■ Written problem: Copy every line in the records below that contains the word "this".

■ Extracted data:
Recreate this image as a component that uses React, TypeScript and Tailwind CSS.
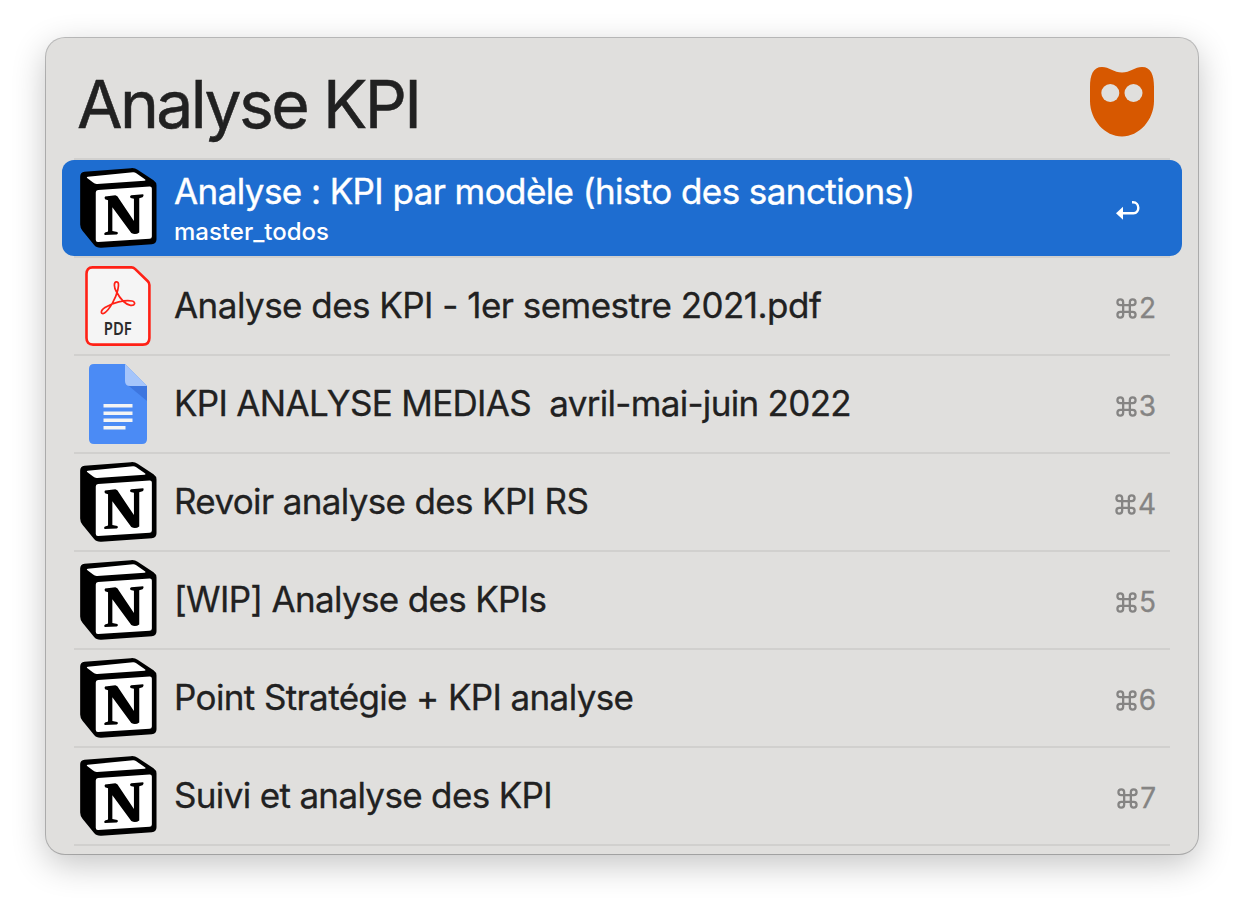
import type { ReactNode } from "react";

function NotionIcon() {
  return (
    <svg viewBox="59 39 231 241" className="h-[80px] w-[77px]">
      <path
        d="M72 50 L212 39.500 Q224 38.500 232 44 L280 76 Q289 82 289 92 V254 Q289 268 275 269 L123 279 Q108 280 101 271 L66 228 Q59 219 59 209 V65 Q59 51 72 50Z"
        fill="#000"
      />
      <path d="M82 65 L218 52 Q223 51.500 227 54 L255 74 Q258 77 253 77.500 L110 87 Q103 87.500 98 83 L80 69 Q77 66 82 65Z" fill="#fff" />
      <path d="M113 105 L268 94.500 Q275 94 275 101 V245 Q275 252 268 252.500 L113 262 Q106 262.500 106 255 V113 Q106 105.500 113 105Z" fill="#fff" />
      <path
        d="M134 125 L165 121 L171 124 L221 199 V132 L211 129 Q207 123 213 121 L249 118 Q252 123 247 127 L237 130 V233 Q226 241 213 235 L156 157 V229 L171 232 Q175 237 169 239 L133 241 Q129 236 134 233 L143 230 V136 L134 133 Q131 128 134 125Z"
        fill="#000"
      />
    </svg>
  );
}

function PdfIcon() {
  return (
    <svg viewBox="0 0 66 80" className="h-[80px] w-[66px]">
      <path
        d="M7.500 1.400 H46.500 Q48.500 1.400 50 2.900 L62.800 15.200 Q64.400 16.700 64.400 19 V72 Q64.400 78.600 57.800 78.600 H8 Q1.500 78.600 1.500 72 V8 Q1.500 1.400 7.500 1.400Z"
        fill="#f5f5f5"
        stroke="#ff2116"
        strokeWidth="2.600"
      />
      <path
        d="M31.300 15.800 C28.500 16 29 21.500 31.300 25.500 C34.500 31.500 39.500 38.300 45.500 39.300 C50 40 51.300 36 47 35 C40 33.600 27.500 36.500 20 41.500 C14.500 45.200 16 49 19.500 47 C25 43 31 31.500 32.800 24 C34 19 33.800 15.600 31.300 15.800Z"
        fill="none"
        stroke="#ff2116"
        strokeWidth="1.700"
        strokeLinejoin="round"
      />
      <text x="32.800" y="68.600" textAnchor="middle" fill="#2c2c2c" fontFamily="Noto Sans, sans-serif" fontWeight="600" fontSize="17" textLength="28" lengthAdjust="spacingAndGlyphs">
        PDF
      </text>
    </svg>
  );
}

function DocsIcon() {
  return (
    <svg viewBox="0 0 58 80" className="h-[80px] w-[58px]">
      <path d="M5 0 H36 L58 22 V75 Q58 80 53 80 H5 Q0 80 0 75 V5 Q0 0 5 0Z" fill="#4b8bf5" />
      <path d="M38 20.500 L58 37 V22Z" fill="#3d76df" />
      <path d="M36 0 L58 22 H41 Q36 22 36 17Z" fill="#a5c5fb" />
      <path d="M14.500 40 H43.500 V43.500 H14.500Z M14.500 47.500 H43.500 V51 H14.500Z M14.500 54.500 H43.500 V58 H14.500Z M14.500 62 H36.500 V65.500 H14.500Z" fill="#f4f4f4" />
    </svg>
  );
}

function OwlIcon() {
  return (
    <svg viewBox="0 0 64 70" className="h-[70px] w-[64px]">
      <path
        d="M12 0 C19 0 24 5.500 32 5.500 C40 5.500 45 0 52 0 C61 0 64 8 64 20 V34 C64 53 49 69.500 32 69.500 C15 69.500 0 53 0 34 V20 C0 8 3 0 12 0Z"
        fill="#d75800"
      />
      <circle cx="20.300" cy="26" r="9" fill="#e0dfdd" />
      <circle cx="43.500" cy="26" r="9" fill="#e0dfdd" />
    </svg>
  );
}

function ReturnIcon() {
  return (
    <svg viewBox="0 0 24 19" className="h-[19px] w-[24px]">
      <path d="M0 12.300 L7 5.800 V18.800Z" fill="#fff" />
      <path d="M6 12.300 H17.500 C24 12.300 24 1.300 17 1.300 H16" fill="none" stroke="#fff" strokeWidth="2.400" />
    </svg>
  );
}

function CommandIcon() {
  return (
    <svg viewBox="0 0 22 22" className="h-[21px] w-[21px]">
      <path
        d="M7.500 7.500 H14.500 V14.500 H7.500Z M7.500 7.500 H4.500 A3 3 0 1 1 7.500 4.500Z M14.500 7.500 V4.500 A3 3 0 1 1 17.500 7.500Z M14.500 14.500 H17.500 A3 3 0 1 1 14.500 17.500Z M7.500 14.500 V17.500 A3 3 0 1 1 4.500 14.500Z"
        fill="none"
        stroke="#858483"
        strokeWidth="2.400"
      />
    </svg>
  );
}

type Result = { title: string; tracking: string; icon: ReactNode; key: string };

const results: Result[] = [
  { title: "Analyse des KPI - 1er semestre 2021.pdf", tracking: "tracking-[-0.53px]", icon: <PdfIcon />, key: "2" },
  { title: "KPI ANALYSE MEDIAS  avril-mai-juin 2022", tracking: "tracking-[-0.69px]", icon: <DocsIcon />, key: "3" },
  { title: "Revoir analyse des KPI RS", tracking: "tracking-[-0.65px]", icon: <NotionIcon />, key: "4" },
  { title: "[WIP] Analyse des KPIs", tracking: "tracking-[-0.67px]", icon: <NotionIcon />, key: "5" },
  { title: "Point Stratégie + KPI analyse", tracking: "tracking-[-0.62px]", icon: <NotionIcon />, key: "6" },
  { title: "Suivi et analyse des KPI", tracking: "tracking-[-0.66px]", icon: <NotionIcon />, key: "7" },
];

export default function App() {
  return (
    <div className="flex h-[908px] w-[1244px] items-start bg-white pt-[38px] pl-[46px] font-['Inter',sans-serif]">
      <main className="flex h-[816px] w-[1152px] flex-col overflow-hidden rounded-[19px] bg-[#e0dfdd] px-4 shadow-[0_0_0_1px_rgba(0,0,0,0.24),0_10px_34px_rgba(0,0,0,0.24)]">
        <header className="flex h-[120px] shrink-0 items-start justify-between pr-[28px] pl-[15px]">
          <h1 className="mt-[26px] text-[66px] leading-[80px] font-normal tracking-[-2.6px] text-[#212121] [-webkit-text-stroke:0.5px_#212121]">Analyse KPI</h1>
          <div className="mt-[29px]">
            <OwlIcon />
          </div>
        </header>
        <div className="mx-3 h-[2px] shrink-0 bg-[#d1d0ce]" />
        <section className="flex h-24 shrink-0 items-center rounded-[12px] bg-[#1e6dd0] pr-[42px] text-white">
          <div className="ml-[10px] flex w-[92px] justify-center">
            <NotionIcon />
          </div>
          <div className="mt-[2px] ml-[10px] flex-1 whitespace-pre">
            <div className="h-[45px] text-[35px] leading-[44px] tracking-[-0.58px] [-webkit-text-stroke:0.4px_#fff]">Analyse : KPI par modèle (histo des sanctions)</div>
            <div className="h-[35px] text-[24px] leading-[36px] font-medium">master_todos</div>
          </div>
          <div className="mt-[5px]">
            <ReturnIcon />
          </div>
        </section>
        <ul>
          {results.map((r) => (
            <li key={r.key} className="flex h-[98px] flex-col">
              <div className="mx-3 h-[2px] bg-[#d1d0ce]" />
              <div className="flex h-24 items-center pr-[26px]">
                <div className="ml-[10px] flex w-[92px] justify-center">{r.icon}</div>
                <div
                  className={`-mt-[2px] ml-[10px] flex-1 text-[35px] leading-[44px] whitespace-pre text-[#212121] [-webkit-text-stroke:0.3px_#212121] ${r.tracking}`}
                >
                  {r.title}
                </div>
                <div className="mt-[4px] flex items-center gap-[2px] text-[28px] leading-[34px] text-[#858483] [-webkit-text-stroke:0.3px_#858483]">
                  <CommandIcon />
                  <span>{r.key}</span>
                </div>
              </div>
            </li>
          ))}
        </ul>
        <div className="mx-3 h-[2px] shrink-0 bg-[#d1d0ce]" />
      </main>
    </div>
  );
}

==

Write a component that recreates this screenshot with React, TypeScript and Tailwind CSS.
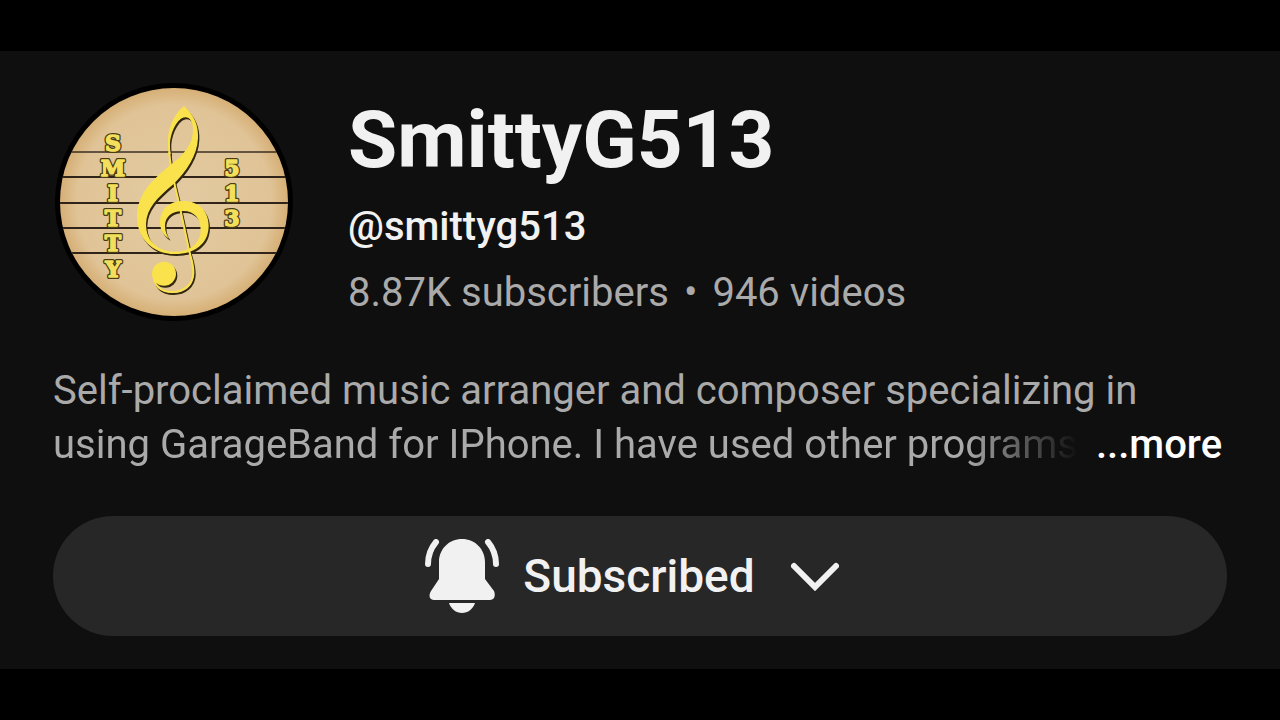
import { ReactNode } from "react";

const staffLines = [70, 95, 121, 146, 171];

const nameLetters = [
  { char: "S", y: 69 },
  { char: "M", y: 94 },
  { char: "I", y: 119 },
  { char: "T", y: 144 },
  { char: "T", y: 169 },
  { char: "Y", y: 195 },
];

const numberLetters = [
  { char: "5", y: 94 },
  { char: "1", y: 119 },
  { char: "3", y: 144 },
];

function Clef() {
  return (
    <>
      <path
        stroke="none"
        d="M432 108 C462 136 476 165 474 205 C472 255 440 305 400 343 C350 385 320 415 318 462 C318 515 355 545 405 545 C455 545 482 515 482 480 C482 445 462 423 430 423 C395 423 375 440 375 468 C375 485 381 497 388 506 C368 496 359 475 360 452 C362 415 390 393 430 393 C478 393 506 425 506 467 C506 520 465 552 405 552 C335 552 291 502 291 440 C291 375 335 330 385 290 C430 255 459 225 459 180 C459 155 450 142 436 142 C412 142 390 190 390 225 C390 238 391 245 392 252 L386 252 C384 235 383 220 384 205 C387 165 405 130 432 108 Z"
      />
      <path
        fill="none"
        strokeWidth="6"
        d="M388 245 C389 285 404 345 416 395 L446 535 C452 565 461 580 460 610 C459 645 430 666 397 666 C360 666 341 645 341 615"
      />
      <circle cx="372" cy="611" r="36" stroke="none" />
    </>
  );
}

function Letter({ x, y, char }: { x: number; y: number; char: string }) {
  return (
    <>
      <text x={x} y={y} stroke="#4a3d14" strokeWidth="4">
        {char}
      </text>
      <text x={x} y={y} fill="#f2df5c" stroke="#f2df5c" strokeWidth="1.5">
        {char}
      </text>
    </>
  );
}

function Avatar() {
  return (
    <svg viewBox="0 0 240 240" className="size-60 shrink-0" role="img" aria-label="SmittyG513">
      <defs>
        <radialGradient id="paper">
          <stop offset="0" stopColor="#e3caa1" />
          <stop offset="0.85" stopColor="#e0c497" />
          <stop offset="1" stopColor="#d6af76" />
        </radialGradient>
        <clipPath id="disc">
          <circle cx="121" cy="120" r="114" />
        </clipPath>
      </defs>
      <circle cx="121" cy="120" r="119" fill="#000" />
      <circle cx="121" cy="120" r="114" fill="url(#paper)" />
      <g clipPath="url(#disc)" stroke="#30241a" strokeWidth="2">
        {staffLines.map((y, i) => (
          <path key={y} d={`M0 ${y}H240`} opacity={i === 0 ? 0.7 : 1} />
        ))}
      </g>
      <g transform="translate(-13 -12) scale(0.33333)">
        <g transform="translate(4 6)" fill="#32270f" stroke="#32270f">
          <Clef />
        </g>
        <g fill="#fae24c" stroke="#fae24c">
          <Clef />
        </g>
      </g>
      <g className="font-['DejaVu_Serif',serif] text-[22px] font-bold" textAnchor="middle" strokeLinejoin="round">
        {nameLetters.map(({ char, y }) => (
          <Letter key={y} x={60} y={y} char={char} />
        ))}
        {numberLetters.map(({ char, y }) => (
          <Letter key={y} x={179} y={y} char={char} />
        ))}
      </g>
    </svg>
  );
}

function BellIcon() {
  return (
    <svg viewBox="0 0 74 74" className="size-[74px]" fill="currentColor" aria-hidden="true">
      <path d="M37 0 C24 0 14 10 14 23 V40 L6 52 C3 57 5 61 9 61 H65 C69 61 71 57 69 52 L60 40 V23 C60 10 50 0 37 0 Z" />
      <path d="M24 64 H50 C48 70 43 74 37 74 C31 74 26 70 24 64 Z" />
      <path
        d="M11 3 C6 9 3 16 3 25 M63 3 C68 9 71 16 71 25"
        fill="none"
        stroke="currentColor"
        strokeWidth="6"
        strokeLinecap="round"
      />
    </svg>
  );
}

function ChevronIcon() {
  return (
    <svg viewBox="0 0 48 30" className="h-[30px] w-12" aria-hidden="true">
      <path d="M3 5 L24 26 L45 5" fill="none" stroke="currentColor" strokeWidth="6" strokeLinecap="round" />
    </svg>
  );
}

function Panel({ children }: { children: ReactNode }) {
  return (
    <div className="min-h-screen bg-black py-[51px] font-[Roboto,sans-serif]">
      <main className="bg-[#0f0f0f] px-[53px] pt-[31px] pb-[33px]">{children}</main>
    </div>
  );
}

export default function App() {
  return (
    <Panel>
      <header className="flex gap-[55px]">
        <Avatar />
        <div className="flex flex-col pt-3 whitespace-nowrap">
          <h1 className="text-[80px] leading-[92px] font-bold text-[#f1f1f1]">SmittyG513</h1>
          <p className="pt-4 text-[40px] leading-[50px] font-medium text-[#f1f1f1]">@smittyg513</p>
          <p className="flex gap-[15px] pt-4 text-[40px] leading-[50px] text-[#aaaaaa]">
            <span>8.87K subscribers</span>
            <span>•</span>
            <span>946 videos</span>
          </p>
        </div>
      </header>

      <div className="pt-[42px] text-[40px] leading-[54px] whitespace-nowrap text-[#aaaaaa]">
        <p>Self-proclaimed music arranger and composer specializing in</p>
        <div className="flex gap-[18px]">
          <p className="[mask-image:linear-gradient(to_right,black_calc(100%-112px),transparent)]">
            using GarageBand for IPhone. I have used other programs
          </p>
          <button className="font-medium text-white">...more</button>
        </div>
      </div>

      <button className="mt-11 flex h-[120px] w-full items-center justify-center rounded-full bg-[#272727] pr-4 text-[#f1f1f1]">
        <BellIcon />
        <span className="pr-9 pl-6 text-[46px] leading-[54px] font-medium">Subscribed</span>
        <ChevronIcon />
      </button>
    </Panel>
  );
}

■ Task output:
Recreate this image as a component that uses React, TypeScript and Tailwind CSS.
Write a component that recreates this screenshot with React, TypeScript and Tailwind CSS.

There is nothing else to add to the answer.